### Dataset records
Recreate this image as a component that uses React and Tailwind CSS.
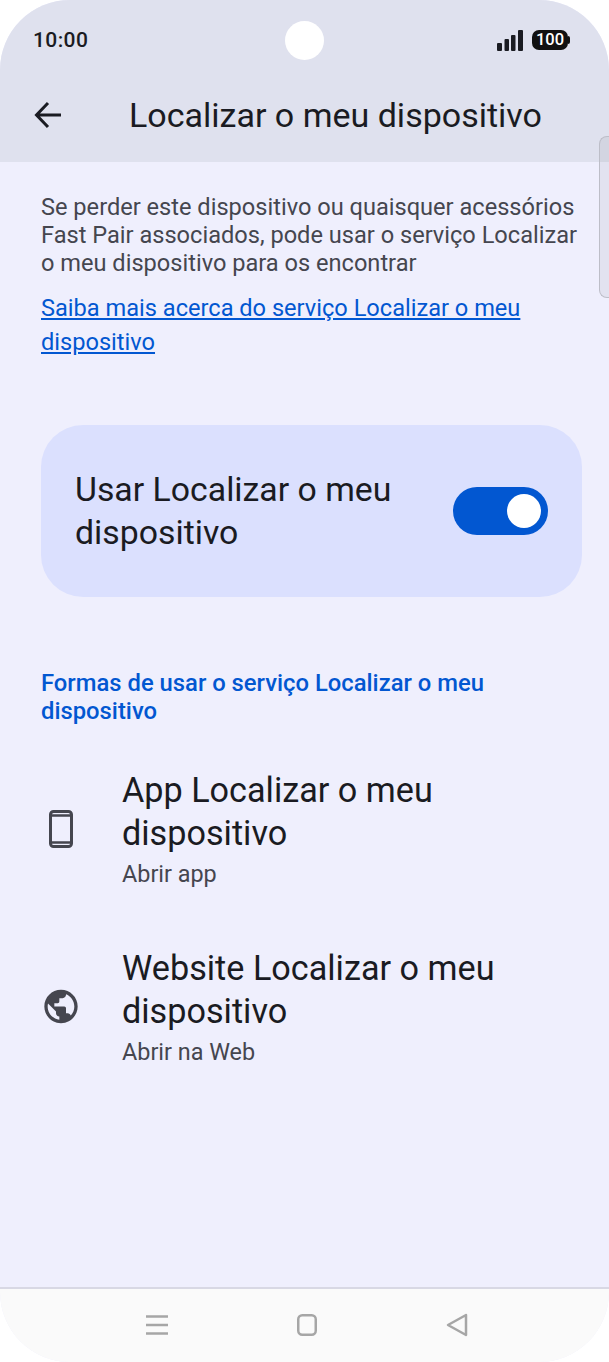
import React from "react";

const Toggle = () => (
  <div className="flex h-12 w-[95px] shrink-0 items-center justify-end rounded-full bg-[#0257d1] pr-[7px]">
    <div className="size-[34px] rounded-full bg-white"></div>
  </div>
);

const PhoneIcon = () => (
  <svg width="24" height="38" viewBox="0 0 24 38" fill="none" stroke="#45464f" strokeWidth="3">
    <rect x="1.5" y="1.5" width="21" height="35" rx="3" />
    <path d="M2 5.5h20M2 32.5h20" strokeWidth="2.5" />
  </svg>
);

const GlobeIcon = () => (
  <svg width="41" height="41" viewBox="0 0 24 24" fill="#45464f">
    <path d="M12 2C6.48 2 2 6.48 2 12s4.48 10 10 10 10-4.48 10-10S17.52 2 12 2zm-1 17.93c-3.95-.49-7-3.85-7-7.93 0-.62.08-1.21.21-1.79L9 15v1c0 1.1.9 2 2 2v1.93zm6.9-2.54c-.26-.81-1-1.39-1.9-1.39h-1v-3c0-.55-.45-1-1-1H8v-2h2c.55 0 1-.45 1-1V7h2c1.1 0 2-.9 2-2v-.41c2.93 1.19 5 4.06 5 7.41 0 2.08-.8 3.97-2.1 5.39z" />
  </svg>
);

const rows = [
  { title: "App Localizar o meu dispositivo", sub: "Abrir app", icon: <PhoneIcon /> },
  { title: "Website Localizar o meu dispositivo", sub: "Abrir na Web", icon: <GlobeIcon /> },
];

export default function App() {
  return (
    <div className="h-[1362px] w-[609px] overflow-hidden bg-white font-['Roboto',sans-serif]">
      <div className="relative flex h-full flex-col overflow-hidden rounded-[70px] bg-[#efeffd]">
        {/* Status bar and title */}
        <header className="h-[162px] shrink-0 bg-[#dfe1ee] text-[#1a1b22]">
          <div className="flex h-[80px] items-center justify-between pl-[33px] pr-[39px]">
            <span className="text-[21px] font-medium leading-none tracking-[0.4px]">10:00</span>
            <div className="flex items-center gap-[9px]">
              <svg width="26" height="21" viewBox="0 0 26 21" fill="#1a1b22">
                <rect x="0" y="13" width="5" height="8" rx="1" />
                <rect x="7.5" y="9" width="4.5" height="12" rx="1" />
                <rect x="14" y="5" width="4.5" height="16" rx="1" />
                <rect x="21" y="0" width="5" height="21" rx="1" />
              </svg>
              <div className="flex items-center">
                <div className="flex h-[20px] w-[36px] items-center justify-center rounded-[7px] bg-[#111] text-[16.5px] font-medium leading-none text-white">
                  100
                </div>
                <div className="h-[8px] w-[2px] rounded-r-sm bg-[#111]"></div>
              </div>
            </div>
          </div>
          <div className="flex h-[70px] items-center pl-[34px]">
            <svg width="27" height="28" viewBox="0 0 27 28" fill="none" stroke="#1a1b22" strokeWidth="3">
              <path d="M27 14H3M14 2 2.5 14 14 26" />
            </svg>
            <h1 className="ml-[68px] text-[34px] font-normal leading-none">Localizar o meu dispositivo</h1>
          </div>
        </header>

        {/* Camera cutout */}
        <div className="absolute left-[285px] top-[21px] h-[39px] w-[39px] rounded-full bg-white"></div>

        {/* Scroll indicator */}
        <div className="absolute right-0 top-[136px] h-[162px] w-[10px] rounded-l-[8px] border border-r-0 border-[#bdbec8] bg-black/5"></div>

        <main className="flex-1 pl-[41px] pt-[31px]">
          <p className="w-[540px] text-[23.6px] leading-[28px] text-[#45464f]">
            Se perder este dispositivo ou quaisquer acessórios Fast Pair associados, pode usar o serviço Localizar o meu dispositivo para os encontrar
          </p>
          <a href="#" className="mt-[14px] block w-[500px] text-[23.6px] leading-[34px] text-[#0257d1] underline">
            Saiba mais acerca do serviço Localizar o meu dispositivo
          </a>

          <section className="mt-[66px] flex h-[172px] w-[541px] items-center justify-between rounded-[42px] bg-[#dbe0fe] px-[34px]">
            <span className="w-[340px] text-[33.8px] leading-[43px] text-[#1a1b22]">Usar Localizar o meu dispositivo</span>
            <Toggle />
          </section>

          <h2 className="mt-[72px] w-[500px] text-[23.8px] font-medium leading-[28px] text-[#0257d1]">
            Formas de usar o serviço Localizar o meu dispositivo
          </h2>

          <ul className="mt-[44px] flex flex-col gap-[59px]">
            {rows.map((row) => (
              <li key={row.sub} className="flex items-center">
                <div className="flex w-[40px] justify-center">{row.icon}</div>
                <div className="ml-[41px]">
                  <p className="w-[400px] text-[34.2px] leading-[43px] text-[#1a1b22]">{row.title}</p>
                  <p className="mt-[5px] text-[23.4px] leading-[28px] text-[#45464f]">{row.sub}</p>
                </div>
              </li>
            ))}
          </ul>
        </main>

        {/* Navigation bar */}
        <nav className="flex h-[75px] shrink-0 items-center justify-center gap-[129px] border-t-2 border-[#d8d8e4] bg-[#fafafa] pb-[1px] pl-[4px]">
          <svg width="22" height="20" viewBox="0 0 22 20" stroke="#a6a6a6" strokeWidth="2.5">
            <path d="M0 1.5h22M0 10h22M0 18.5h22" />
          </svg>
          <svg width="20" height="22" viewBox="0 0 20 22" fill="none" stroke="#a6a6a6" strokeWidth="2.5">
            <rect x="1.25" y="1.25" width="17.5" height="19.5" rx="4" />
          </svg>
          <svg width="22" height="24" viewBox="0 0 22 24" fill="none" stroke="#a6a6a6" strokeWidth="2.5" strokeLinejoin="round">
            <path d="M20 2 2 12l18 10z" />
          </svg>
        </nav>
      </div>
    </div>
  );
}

* * *

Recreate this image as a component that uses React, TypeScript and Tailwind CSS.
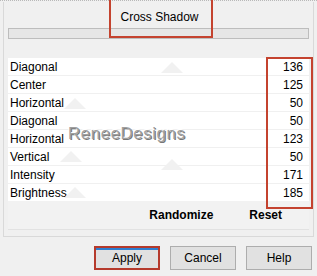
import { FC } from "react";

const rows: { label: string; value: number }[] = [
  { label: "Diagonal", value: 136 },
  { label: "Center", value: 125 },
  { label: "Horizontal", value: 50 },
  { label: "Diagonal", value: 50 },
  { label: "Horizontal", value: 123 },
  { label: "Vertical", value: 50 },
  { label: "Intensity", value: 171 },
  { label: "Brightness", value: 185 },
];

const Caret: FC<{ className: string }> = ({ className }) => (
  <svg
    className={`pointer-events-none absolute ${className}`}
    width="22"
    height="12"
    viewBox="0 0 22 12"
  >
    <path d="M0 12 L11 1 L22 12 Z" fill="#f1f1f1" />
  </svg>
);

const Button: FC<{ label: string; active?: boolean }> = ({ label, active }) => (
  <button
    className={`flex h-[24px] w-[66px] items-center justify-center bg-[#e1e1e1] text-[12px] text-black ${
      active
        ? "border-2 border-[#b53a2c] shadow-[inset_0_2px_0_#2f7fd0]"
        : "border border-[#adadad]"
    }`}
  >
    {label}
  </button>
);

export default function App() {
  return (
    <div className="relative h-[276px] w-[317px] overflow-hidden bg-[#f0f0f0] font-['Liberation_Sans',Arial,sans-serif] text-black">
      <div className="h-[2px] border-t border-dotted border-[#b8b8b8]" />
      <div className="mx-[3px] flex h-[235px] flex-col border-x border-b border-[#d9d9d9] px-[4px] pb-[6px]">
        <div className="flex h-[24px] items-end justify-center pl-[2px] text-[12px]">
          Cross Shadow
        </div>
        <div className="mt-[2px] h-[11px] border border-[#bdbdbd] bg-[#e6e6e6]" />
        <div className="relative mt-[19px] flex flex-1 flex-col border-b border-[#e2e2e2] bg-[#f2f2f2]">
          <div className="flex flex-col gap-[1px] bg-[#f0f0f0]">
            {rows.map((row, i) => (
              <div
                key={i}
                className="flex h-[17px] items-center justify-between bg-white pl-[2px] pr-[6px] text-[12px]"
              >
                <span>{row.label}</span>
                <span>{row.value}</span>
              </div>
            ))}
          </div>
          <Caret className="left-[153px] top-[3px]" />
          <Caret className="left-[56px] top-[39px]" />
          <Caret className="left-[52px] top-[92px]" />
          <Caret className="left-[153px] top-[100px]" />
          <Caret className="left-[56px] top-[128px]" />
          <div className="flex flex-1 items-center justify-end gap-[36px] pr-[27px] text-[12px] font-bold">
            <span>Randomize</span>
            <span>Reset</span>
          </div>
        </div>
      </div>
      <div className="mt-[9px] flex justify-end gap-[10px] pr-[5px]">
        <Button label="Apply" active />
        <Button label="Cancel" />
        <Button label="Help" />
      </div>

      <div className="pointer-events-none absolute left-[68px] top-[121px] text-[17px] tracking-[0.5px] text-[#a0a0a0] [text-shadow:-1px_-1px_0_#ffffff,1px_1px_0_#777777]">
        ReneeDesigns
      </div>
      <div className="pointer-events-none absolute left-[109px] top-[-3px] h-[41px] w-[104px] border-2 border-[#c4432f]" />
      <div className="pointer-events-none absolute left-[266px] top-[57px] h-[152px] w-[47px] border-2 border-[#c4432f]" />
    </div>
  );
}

==

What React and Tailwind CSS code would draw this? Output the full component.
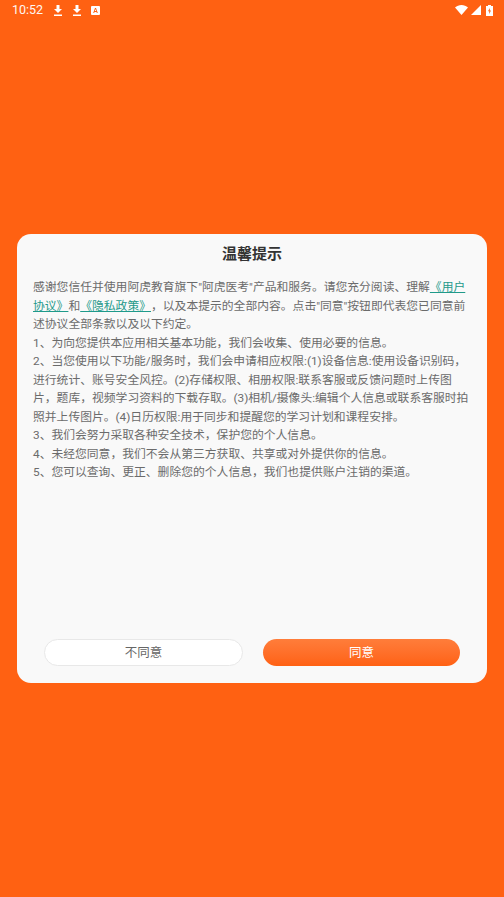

### Exercise details
Report the number of lines in the listing that include the string "Tailwind"; give nothing but the number.

### Result of the exercise
3